LHC Concerto

Recently, a new song was created to celebrate the tenth anniversary of GEANT – the high-speed pan-European communication network dedicated to research and education. The names of the national networks interconnected by GEANT and that allow data to be exchanged between European research institutes were turned into music. The technique is known as ‘sonification’, and aims at complementing the graphic representation of data with sound.

 

From a technical point of view, converting textual or numerical information into sound signals is the same as creating a graph, except that a song is made up of notes and tones instead of lines and points. From the point of view of a physicist, two conditions must be satisfied in order to represent a set of data accurately: uniqueness – a single item of data must be linked to one and only one point or sound - and covariance, which means that the graph or the melody must vary as quickly as the data. In music, this second condition is satisfied by frequency, timbre and volume. “From an early age, we learn to perform visual data analysis, while no one ever teaches us how to perform auditory data analysis,” says Domenico Vicinanza, author of the GEANT song, who works at DANTE (see box) as a project support officer and product manager. “However, we are constantly performing auditory data analysis, for example, every time we recognize a person on the phone. The ear naturally recognizes patterns, structures and sequences. If we are searching for a particular value which, for some reason, is distinguished from a series of data, identifying it on a graph can be tricky and it can be easier to recognize a wrong note.” On the other hand, the eye can take in an overall view, which is difficult to achieve with sound. So, the analysis of data could be improved by the use of graphs together with an auditory analysis.

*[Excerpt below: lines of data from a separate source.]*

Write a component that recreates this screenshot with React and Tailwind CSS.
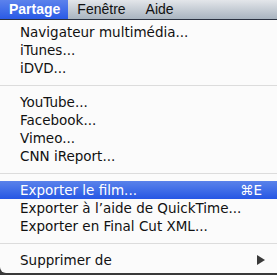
import React from 'react'

const GROUPS = [
  ['Navigateur multimédia...', 'iTunes...', 'iDVD...'],
  ['YouTube...', 'Facebook...', 'Vimeo...', 'CNN iReport...'],
  ['Exporter le film...', 'Exporter à l’aide de QuickTime...', 'Exporter en Final Cut XML...'],
  ['Supprimer de'],
]

function Row({ label }) {
  const active = label === 'Exporter le film...'
  const sub = label === 'Supprimer de'
  return (
    <div
      className={
        'h-[18px] flex items-center pl-[20px] pr-[15px] ' +
        (active ? 'bg-gradient-to-b from-[#5a82ea] to-[#2656e4] text-white' : 'text-[#111]')
      }
    >
      <span className="flex-1 whitespace-nowrap">{label}</span>
      {active && <span className="whitespace-nowrap">⌘E</span>}
      {sub && (
        <svg width="8" height="10" viewBox="0 0 8 10" className="mr-[-3px]">
          <path d="M0 0 L8 5 L0 10 Z" fill="#3a3a3a" />
        </svg>
      )}
    </div>
  )
}

export default function App() {
  return (
    <div
      className="w-[277px] h-[275px] overflow-hidden bg-[#3a3a3a] select-none"
      style={{ fontFamily: '"DejaVu Sans", "Liberation Sans", sans-serif' }}
    >
      {/* Menu bar */}
      <div className="h-[20px] flex items-center bg-gradient-to-b from-[#e3e6ea] to-[#a9b4c0] border-b border-[#2a3140] text-[14px] text-[#111] font-['Liberation_Sans',sans-serif]">
        <div className="h-full flex items-center pl-[9px] pr-[8px] bg-gradient-to-b from-[#5c82ec] to-[#2a5ae6] text-white font-bold">
          Partage
        </div>
        <div className="pl-[9px] pr-[9px]">Fenêtre</div>
        <div className="pl-[11px]">Aide</div>
      </div>

      {/* Dropdown */}
      <div className="bg-[#fbfbfb] rounded-bl-[6px] pt-[3px] pb-[4px] text-[13.5px]">
        {GROUPS.map((g, i) => (
          <div key={i}>
            {i > 0 && (
              <div className="h-[16px] flex items-center">
                <div className="w-full h-px bg-[#dcdcdc]" />
              </div>
            )}
            {g.map((l) => (
              <Row key={l} label={l} />
            ))}
          </div>
        ))}
      </div>
    </div>
  )
}
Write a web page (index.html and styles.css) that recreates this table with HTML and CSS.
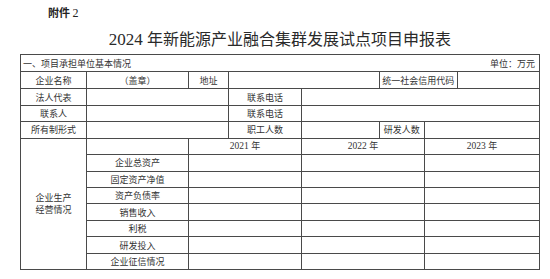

Sonification can be useful in developing strategies to translate data into audible information to help blind researchers carry out comprehensive data analyses exclusively from sounds. “For instance, to transform a graph into sounds that show the rise of the price of bread as a function of time, you may use a higher note for a higher price. If there is a big price hike, there will be a fast rise in pitch,” explains Domenico Vicinanza. “In this case, you are still only using the ear’s ability to process information in sequence. It is also possible to make a single sound that, like a graph, can give an instant overview of all the information. In this case it is possible to code into the sound spectrum - rather than into the melody – the data to be sonified,” he explains.

The huge amount of data coming from the LHC experiments is very inspiring to any sonification expert, to the point where several projects have come to life in recent years. Domenico Vicinanza is upping the ante: more than sonification, he is thinking of orchestration! “I would like to get something of artistic significance from the data used by the researchers, composing a concerto for a string quartet, where each musical instrument represents one of the four major LHC experiments. This would be a metaphor for scientific collaboration and reflect the complementarity of the experiments; each instrument plays its own score coming from the data of one experiment, yet it is only upon hearing them all together that you appreciate the completeness and beauty of the song,” says Domenico Vicinanza. Can’t you already hear a beautiful sound in your ears?
   

Domenico Vicinanza graduated in piano and composition from the Salerno Academy of Music where he discovered an interest in data sonification while teaching music to visually impaired students. He developed different sonification strategies depending on the type of data to be processed, through a programme of advanced studies carried out at the Department of Informatics and Mathematics of the University of Salerno from 2001 to 2006. These studies led to a collaboration with the Italian National Institute of Geophysics and Volcanology (INGV) in Catania to develop an auditory analysis of seismic data from the Mount Etna area (Sicily). Domenico Vicinanza is now working at DANTE as a project support officer and product manager. DANTE is a non-profit organisation, coordinating large-scale projects co-funded by the European Commission, and working in partnership with European National Research and Education Networks (NRENs) to plan, build and operate advanced networks for research and education. Established in 1993, DANTE has been fundamental to the success of pan-European research and education networking. DANTE has built and operates GEANT, which provides the data communications infrastructure essential to the success of many research projects in Europe.